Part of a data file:
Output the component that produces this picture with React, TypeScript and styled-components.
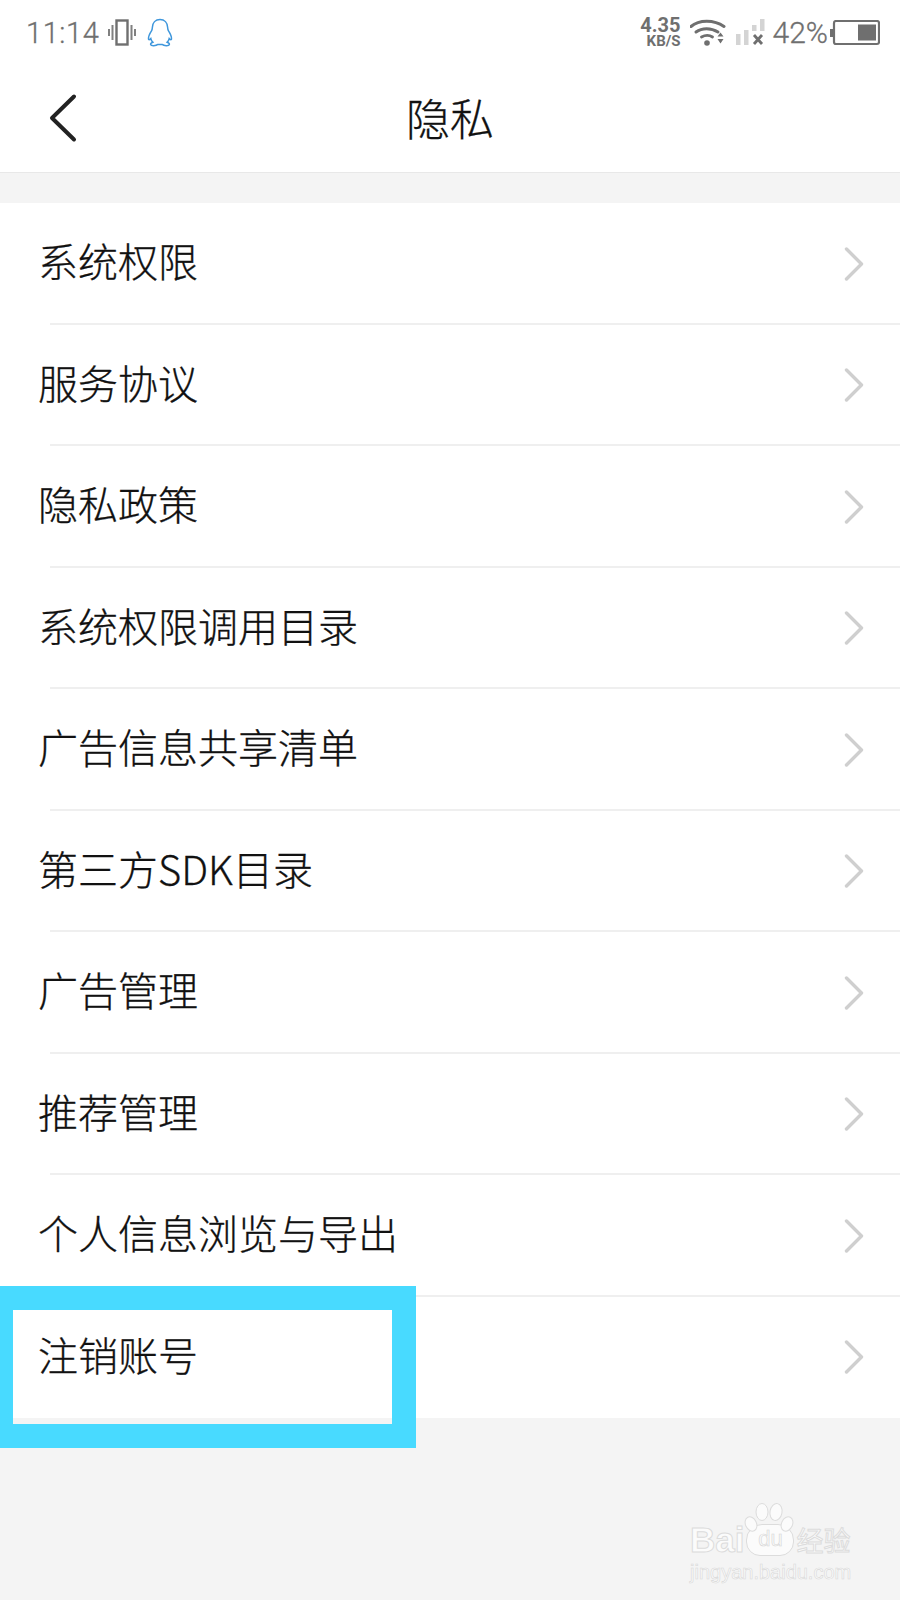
import React from 'react';
import styled, { createGlobalStyle } from 'styled-components';

const GlobalStyle = createGlobalStyle`
  html, body {
    margin: 0;
    padding: 0;
    background: #f4f4f4;
  }
  body {
    font-family: 'Noto Sans CJK SC', Roboto, sans-serif;
  }
`;

const Page = styled.div`
  position: relative;
  width: 900px;
  height: 1600px;
  overflow: hidden;
  background: #f4f4f4;
`;

const StatusBar = styled.div`
  height: 68px;
  box-sizing: border-box;
  padding: 0 20px 3px 26px;
  display: flex;
  align-items: center;
  justify-content: space-between;
  background: #fff;
  color: #6f6f6f;
  font-family: Roboto, sans-serif;
`;

const StatusGroup = styled.div`
  display: flex;
  align-items: center;
`;

const Clock = styled.span`
  font-size: 29px;
  font-weight: 300;
  letter-spacing: 0.6px;
  margin-right: 9px;
  -webkit-text-stroke: 0.3px #6f6f6f;
`;

const Speed = styled.div`
  display: flex;
  flex-direction: column;
  align-items: flex-end;
  font-weight: 700;
  margin-right: 9px;
  span:first-child {
    font-size: 20px;
    line-height: 18px;
  }
  span:last-child {
    font-size: 15px;
    line-height: 15px;
  }
`;

const Percent = styled.span`
  font-size: 30px;
  font-weight: 300;
  margin: 0 2px 0 7px;
  -webkit-text-stroke: 0.3px #6f6f6f;
`;

const Header = styled.header`
  height: 104px;
  display: flex;
  align-items: center;
  justify-content: center;
  position: relative;
  background: #fff;
  border-bottom: 1px solid #e8e8e8;
`;

const BackButton = styled.svg`
  position: absolute;
  left: 48px;
  top: 25px;
`;

const Title = styled.h1`
  margin: 0 0 6px;
  font-size: 44px;
  font-weight: 300;
  color: #111;
  -webkit-text-stroke: 0.3px #111;
`;

const List = styled.ul`
  margin: 30px 0 0;
  padding: 0;
  list-style: none;
  background: #fff;
`;

const Row = styled.li`
  height: 121.5px;
  box-sizing: border-box;
  padding: 0 36px 0 38px;
  display: flex;
  align-items: center;
  justify-content: space-between;
  position: relative;
  font-size: 40px;
  font-weight: 300;
  color: #111;
  &:not(:last-child)::after {
    content: '';
    position: absolute;
    left: 50px;
    right: 0;
    bottom: 0;
    height: 2px;
    background: #efefef;
  }
`;

const RowLabel = styled.span`
  margin-bottom: 7px;
  -webkit-text-stroke: 0.3px #111;
`;

const Highlight = styled.div`
  position: absolute;
  left: -11px;
  top: 1286px;
  width: 379px;
  height: 114px;
  border: 24px solid #48daff;
`;

const Watermark = styled.div`
  position: absolute;
  left: 690px;
  top: 1524px;
  width: 165px;
  color: #fbfbfb;
  font-family: 'Liberation Sans', sans-serif;
`;

const WatermarkBrand = styled.div`
  display: flex;
  align-items: center;
  height: 32px;
  font-size: 35px;
  font-weight: 700;
  line-height: 32px;
  -webkit-text-stroke: 1px #dcdcdc;
`;

const WatermarkDu = styled.span`
  width: 46px;
  height: 30px;
  margin-left: 2px;
  border: 1px solid #dcdcdc;
  border-radius: 16px 16px 14px 14px;
  background: #fbfbfb;
  text-align: center;
  font-size: 22px;
  line-height: 27px;
  font-weight: 400;
  -webkit-text-stroke: 0.6px #d4d4d4;
`;

const WatermarkCjk = styled.span`
  font-size: 27px;
  font-weight: 400;
  line-height: 30px;
  margin-left: 2px;
  font-family: 'Noto Sans CJK SC', sans-serif;
`;

const WatermarkUrl = styled.div`
  font-size: 20px;
  line-height: 24px;
  margin-top: 4px;
  white-space: nowrap;
  -webkit-text-stroke: 0.6px #d8d8d8;
`;

const Paw = styled.svg`
  position: absolute;
  left: 54px;
  top: -22px;
`;

const VibrateIcon = () => (
  <svg width="28" height="28" viewBox="0 0 28 28" fill="none" stroke="#6f6f6f" style={{ marginRight: 11 }}>
    <rect x="8.5" y="1.5" width="11" height="24" strokeWidth="2.4" />
    <path d="M4.5 6v15M1 10v7M23.5 6v15M27 10v7" strokeWidth="2" stroke="#808080" />
  </svg>
);

const PenguinIcon = () => (
  <svg width="26" height="30" viewBox="0 0 26 30" fill="none" stroke="#3f97dc" strokeWidth="1.5">
    <path d="M13 1.5c-4.6 0-7.4 3.3-7.6 7.7-.1 1.5-.2 2.600-.9 3.700-1.500 2.300-3.200 5.300-3 8 .1 1.200 1 1.100 2.300-.3.300 1.500 1 2.800 2 3.600-1.600.7-2.500 1.600-2.100 2.600.5 1.300 5.200 1.300 7.300-.4h4c2.100 1.700 6.800 1.700 7.300.4.400-1-.5-1.900-2.100-2.600 1-.8 1.700-2.100 2-3.600 1.300 1.400 2.200 1.500 2.300.3.200-2.700-1.500-5.700-3-8-.7-1.100-.8-2.200-.9-3.700-.2-4.400-3-7.700-7.600-7.700z" />
  </svg>
);

const WifiIcon = () => (
  <svg width="36" height="28" viewBox="0 0 36 28" fill="#6f6f6f" style={{ marginRight: 10 }}>
    <path d="M1 7.500C9 .5 24 .5 34 7.500" fill="none" stroke="#6f6f6f" strokeWidth="3" strokeLinecap="round" />
    <path d="M6 13c6-4.500 15-4.500 22 0" fill="none" stroke="#6f6f6f" strokeWidth="3" strokeLinecap="round" />
    <path d="M11.500 18c3.500-2 8-2 11 0" fill="none" stroke="#6f6f6f" strokeWidth="2.800" strokeLinecap="round" />
    <circle cx="17" cy="24" r="2.800" />
    <path d="M27.500 17.500l3-4 3 4zM27.500 20l3 4.500 3-4.500z" />
  </svg>
);

const SignalIcon = () => (
  <svg width="30" height="28" viewBox="0 0 30 28">
    <rect x="0" y="15" width="4.500" height="11" fill="#d4d4d4" />
    <rect x="8" y="11" width="4.500" height="15" fill="#d4d4d4" />
    <rect x="16" y="6" width="4.500" height="6" fill="#d4d4d4" />
    <rect x="24" y="0" width="4.500" height="12" fill="#d4d4d4" />
    <path d="M18 16l8 9M26 16l-8 9" stroke="#6f6f6f" strokeWidth="2.800" />
  </svg>
);

const BatteryIcon = () => (
  <svg width="50" height="26" viewBox="0 0 50 26" fill="none">
    <rect x="0" y="9" width="3" height="8" fill="#6f6f6f" />
    <rect x="4" y="1" width="45" height="23" rx="2" stroke="#6f6f6f" strokeWidth="2.200" />
    <rect x="28" y="4.500" width="18" height="16" fill="#6f6f6f" />
  </svg>
);

const Chevron = () => (
  <svg width="20" height="34" viewBox="0 0 20 34" fill="none">
    <path d="M2.500 2l15 15-15 15" stroke="#cfcfcf" strokeWidth="3.400" strokeLinecap="round" strokeLinejoin="round" />
  </svg>
);

const items = [
  '系统权限',
  '服务协议',
  '隐私政策',
  '系统权限调用目录',
  '广告信息共享清单',
  '第三方SDK目录',
  '广告管理',
  '推荐管理',
  '个人信息浏览与导出',
  '注销账号',
];

const App: React.FC = () => {
  return (
    <Page>
      <GlobalStyle />
      <StatusBar>
        <StatusGroup>
          <Clock>11:14</Clock>
          <VibrateIcon />
          <PenguinIcon />
        </StatusGroup>
        <StatusGroup>
          <Speed>
            <span>4.35</span>
            <span>KB/S</span>
          </Speed>
          <WifiIcon />
          <SignalIcon />
          <Percent>42%</Percent>
          <BatteryIcon />
        </StatusGroup>
      </StatusBar>
      <Header>
        <BackButton width="30" height="50" viewBox="0 0 30 50" fill="none">
          <path d="M26 3.500L4 25l22 21.500" stroke="#222" strokeWidth="4" strokeLinecap="round" strokeLinejoin="round" />
        </BackButton>
        <Title>隐私</Title>
      </Header>
      <List>
        {items.map((item) => (
          <Row key={item}>
            <RowLabel>{item}</RowLabel>
            <Chevron />
          </Row>
        ))}
      </List>
      <Highlight />
      <Watermark>
        <Paw width="50" height="34" viewBox="0 0 50 34" fill="#fbfbfb" stroke="#dcdcdc" strokeWidth="1">
          <ellipse cx="7" cy="22" rx="5.500" ry="7.500" transform="rotate(-25 7 22)" />
          <ellipse cx="18" cy="10" rx="6" ry="8.500" />
          <ellipse cx="32" cy="10" rx="6" ry="8.500" transform="rotate(10 32 10)" />
          <ellipse cx="43" cy="22" rx="5.500" ry="7.500" transform="rotate(25 43 22)" />
        </Paw>
        <WatermarkBrand>
          Bai
          <WatermarkDu>du</WatermarkDu>
          <WatermarkCjk>经验</WatermarkCjk>
        </WatermarkBrand>
        <WatermarkUrl>jingyan.baidu.com</WatermarkUrl>
      </Watermark>
    </Page>
  );
};

export default App;
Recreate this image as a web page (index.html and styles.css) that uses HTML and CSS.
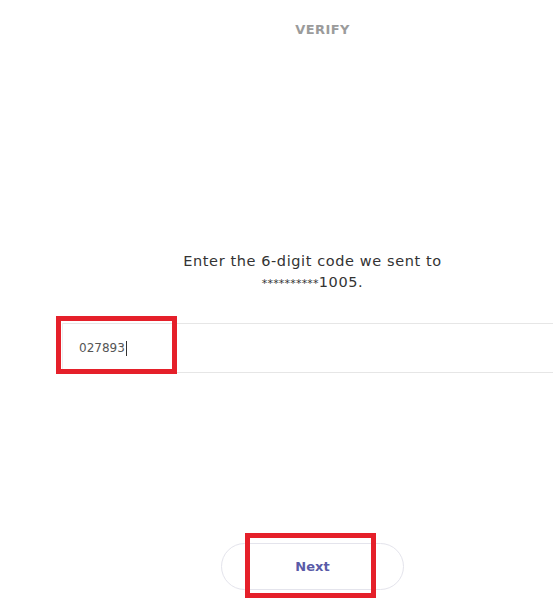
FILE: index.html
```html
<!DOCTYPE html>
<html lang="en">
<head>
    <meta charset="UTF-8">
    <meta name="viewport" content="width=device-width, initial-scale=1.0">
    <title>Verify</title>
    <link rel="stylesheet" href="styles.css">
</head>
<body>
    <div class="page">
        <div class="top-bar">
            <div class="title">VERIFY</div>
        </div>
        <div class="content">
            <p class="prompt">Enter the 6-digit code we sent to<br><span class="stars">**********</span>1005.</p>
            <div class="code-field">
                <span class="code-value">027893</span><span class="caret"></span>
                <div class="mark mark-input"></div>
            </div>
            <div class="actions">
                <button class="next-button">Next
                    <span class="mark mark-button"></span>
                </button>
            </div>
        </div>
    </div>
</body>
</html>
```

FILE: styles.css
```css
html, body {
    margin: 0;
    background: #ffffff;
    overflow: hidden;
}
body {
    font-family: "DejaVu Sans", "Open Sans", sans-serif;
    color: #333333;
    width: 553px;
    height: 600px;
}
.page {
    margin-left: 62px;
    width: 501px;
}
.top-bar {
    height: 58px;
    display: flex;
    align-items: center;
    justify-content: center;
    padding-left: 20px;
}
.title {
    font-size: 13px;
    font-weight: bold;
    color: #9b9b9b;
    letter-spacing: 0.4px;
}
.content {
    display: flex;
    flex-direction: column;
}
.prompt {
    margin: 193px 0 0;
    text-align: center;
    font-size: 14.5px;
    line-height: 21px;
    letter-spacing: 0.6px;
    color: #333333;
}
.stars {
    font-size: 11px;
    letter-spacing: 0.2px;
}
.code-field {
    position: relative;
    margin-top: 29px;
    height: 48px;
    border-top: 1px solid #e6e6e6;
    border-bottom: 1px solid #e6e6e6;
    border-left: 1px solid #eeeeee;
    display: flex;
    align-items: center;
    padding-left: 16px;
    font-size: 12px;
    color: #555555;
}
.caret {
    display: inline-block;
    width: 1px;
    height: 15px;
    background: #333333;
    margin-left: 1px;
}
.actions {
    display: flex;
    justify-content: center;
    margin-top: 170px;
}
.next-button {
    position: relative;
    width: 183px;
    height: 47px;
    border: 1px solid #e4e4ec;
    border-radius: 24px;
    background: #ffffff;
    font-family: inherit;
    font-size: 13px;
    font-weight: bold;
    color: #5a5ba8;
}
.mark {
    position: absolute;
    border: 5px solid #e5202a;
    box-sizing: border-box;
}
.mark-input {
    left: -7px;
    top: -8px;
    width: 121px;
    height: 58px;
}
.mark-button {
    left: 23px;
    top: -11px;
    width: 131px;
    height: 65px;
}
```
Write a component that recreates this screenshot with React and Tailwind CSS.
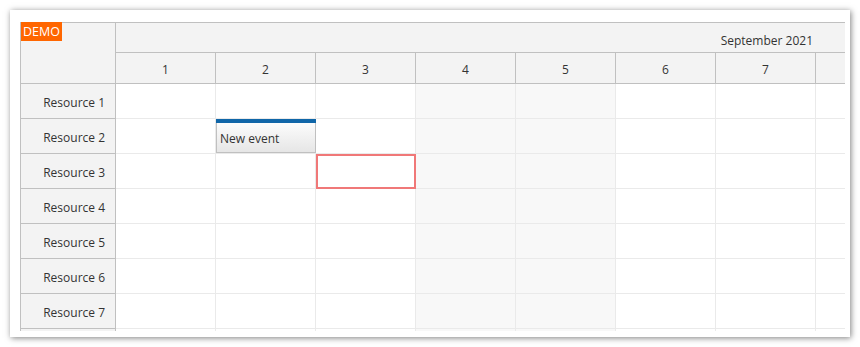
const days = [1, 2, 3, 4, 5, 6, 7, 8]
const resources = [1, 2, 3, 4, 5, 6, 7, 8]
const weekend = [4, 5]

export default function App() {
  return (
    <div className="w-[860px] h-[347px] bg-white pt-[10px] pl-[10px] font-['Open_Sans','Noto_Sans',sans-serif] text-[12px] text-[#333]">
      <div className="w-[840px] h-[327px] bg-white shadow-[1px_1px_6px_rgba(0,0,0,0.5)] pt-[12px] pl-[10px]">
        <div className="w-[825px] h-[309px] overflow-hidden">
          {/* header */}
          <div className="flex h-[62px]">
            <div className="relative w-[96px] shrink-0 border border-[#c0c0c0] bg-[#f3f3f3]">
              <div className="absolute top-[-1px] left-0 h-[19px] px-[2px] bg-[#ff6600] text-white text-[12.5px] leading-[20px]">DEMO</div>
            </div>
            <div className="flex-1 min-w-0 overflow-hidden border-t border-b border-[#c0c0c0] bg-[#f3f3f3]">
              <div className="h-[30px] border-b border-[#c0c0c0] flex items-end justify-end pr-[32px] pb-[2px]">September 2021</div>
              <div className="flex h-[30px]">
                {days.map(d => (
                  <div key={d} className="w-[100px] shrink-0 border-r border-[#c0c0c0] flex items-center justify-center pt-[3px]">{d < 8 ? d : ''}</div>
                ))}
              </div>
            </div>
          </div>
          {/* body */}
          <div className="flex">
            <div className="w-[96px] shrink-0">
              {resources.map(r => (
                <div key={r} className="h-[35px] border-l border-r border-b border-[#c0c0c0] bg-[#f3f3f3] flex items-center justify-end pr-[10px] pt-[3px]">
                  {r < 8 ? `Resource ${r}` : ''}
                </div>
              ))}
            </div>
            <div className="relative flex-1 min-w-0 overflow-hidden">
              {resources.map(r => (
                <div key={r} className="flex h-[35px]">
                  {days.map(d => (
                    <div key={d} className={`w-[100px] shrink-0 border-r border-b border-[#eaeaea] ${weekend.includes(d) ? 'bg-[#f8f8f8]' : 'bg-white'}`} />
                  ))}
                </div>
              ))}
              {/* event */}
              <div className="absolute left-[100px] top-[35px] w-[100px] h-[34px] border-l border-r border-b border-[#c0c0c0] bg-gradient-to-b from-white to-[#e6e6e6]">
                <div className="h-[4px] bg-[#1066a8] -mx-px" />
                <div className="pl-[3px] leading-[31px]">New event</div>
              </div>
              {/* selection */}
              <div className="absolute left-[200px] top-[70px] w-[100px] h-[35px] border-2 border-[#f07878]" />
            </div>
          </div>
        </div>
      </div>
    </div>
  )
}
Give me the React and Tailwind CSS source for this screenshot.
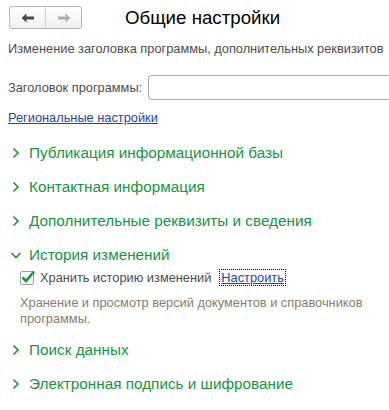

WHAT IS REQUIRED —
Leave out the pictures and transcribe exactly the lines from the one containing "Write a component" through the one containing "const weekend = [4, 5]".

FULL ANSWER —
Write a component that recreates this screenshot with React and Tailwind CSS.
const days = [1, 2, 3, 4, 5, 6, 7, 8]
const resources = [1, 2, 3, 4, 5, 6, 7, 8]
const weekend = [4, 5]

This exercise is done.